- _GIVEN PROBLEM_: Set down each record below precisely, skipping the pictures.

--- Start EXERCISE DATA ---

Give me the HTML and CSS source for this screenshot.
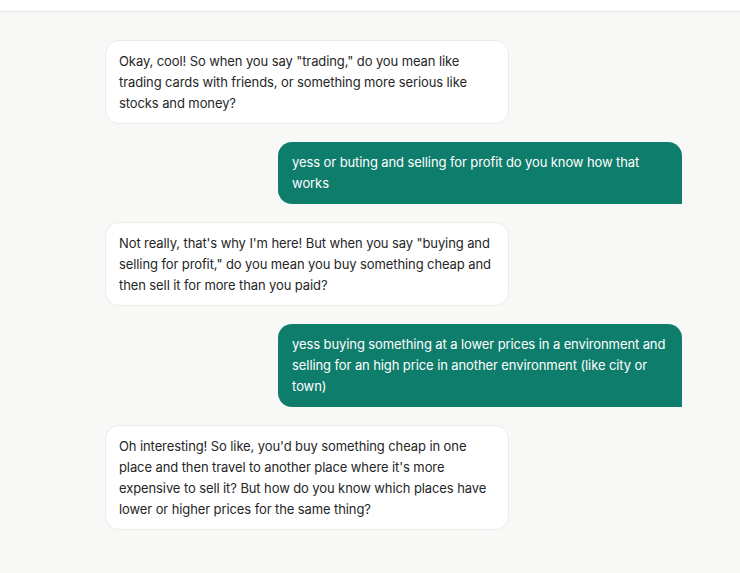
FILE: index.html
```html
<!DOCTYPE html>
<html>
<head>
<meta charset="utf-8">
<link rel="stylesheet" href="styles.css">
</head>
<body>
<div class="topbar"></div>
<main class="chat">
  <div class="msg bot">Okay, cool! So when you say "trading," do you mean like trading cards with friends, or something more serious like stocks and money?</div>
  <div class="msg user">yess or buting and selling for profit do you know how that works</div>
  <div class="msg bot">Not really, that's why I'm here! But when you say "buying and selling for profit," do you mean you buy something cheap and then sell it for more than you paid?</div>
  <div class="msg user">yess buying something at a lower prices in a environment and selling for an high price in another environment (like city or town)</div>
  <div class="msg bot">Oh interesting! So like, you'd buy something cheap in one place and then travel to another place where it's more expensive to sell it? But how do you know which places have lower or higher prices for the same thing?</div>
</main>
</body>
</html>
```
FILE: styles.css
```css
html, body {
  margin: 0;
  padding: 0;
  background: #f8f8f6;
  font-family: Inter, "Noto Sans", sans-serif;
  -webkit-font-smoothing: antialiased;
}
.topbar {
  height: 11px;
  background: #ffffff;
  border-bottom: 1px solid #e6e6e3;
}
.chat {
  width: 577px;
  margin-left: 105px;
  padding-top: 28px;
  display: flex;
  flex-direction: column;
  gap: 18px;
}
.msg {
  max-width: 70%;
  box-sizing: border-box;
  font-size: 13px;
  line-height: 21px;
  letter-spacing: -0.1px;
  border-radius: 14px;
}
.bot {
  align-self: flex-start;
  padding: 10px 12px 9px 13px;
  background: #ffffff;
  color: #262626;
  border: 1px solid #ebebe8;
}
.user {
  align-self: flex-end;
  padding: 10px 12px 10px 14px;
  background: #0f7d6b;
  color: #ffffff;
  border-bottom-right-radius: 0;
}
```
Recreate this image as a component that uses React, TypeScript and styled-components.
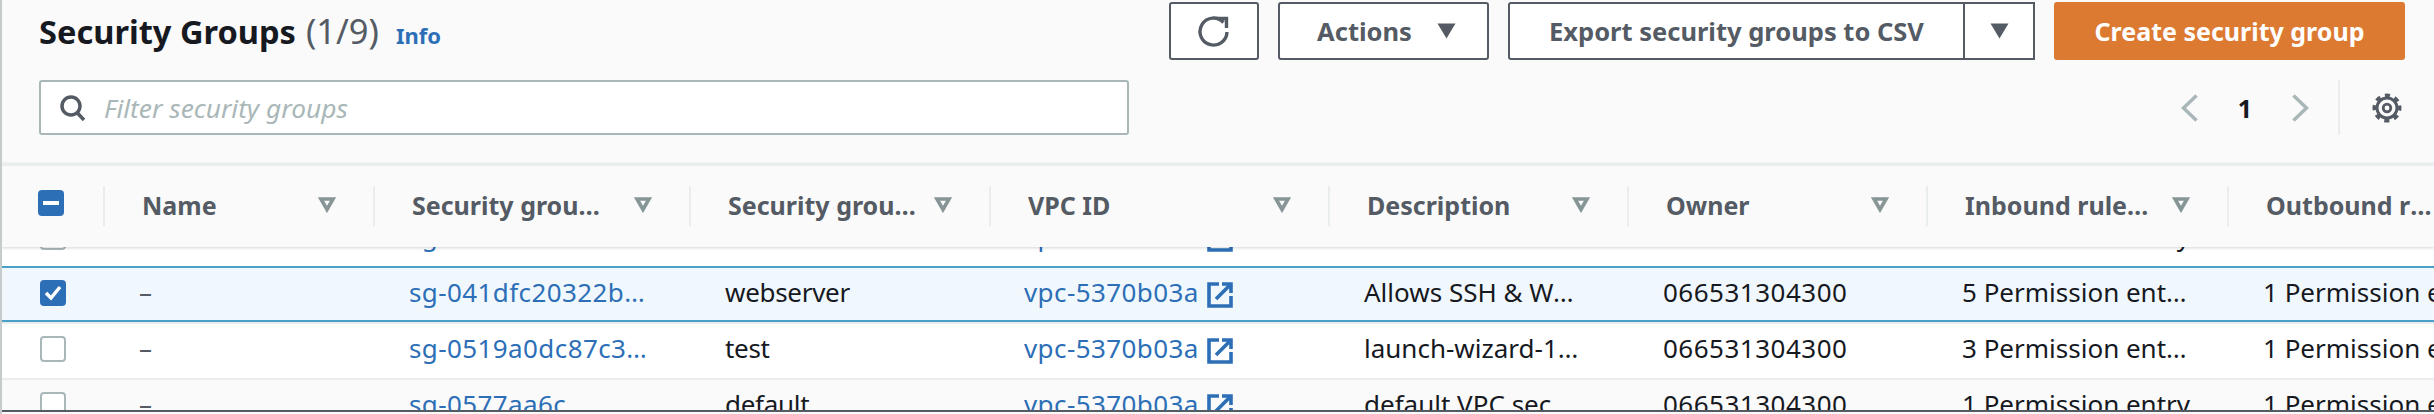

--- End EXERCISE DATA ---

- _WORKED ANSWER_:
Give me the HTML and CSS source for this screenshot.
FILE: index.html
```html
<!DOCTYPE html>
<html>
<head>
<meta charset="utf-8">
<link rel="stylesheet" href="styles.css">
</head>
<body>
<div class="topbar"></div>
<main class="chat">
  <div class="msg bot">Okay, cool! So when you say "trading," do you mean like trading cards with friends, or something more serious like stocks and money?</div>
  <div class="msg user">yess or buting and selling for profit do you know how that works</div>
  <div class="msg bot">Not really, that's why I'm here! But when you say "buying and selling for profit," do you mean you buy something cheap and then sell it for more than you paid?</div>
  <div class="msg user">yess buying something at a lower prices in a environment and selling for an high price in another environment (like city or town)</div>
  <div class="msg bot">Oh interesting! So like, you'd buy something cheap in one place and then travel to another place where it's more expensive to sell it? But how do you know which places have lower or higher prices for the same thing?</div>
</main>
</body>
</html>
```
FILE: styles.css
```css
html, body {
  margin: 0;
  padding: 0;
  background: #f8f8f6;
  font-family: Inter, "Noto Sans", sans-serif;
  -webkit-font-smoothing: antialiased;
}
.topbar {
  height: 11px;
  background: #ffffff;
  border-bottom: 1px solid #e6e6e3;
}
.chat {
  width: 577px;
  margin-left: 105px;
  padding-top: 28px;
  display: flex;
  flex-direction: column;
  gap: 18px;
}
.msg {
  max-width: 70%;
  box-sizing: border-box;
  font-size: 13px;
  line-height: 21px;
  letter-spacing: -0.1px;
  border-radius: 14px;
}
.bot {
  align-self: flex-start;
  padding: 10px 12px 9px 13px;
  background: #ffffff;
  color: #262626;
  border: 1px solid #ebebe8;
}
.user {
  align-self: flex-end;
  padding: 10px 12px 10px 14px;
  background: #0f7d6b;
  color: #ffffff;
  border-bottom-right-radius: 0;
}
```
Recreate this image as a component that uses React, TypeScript and styled-components.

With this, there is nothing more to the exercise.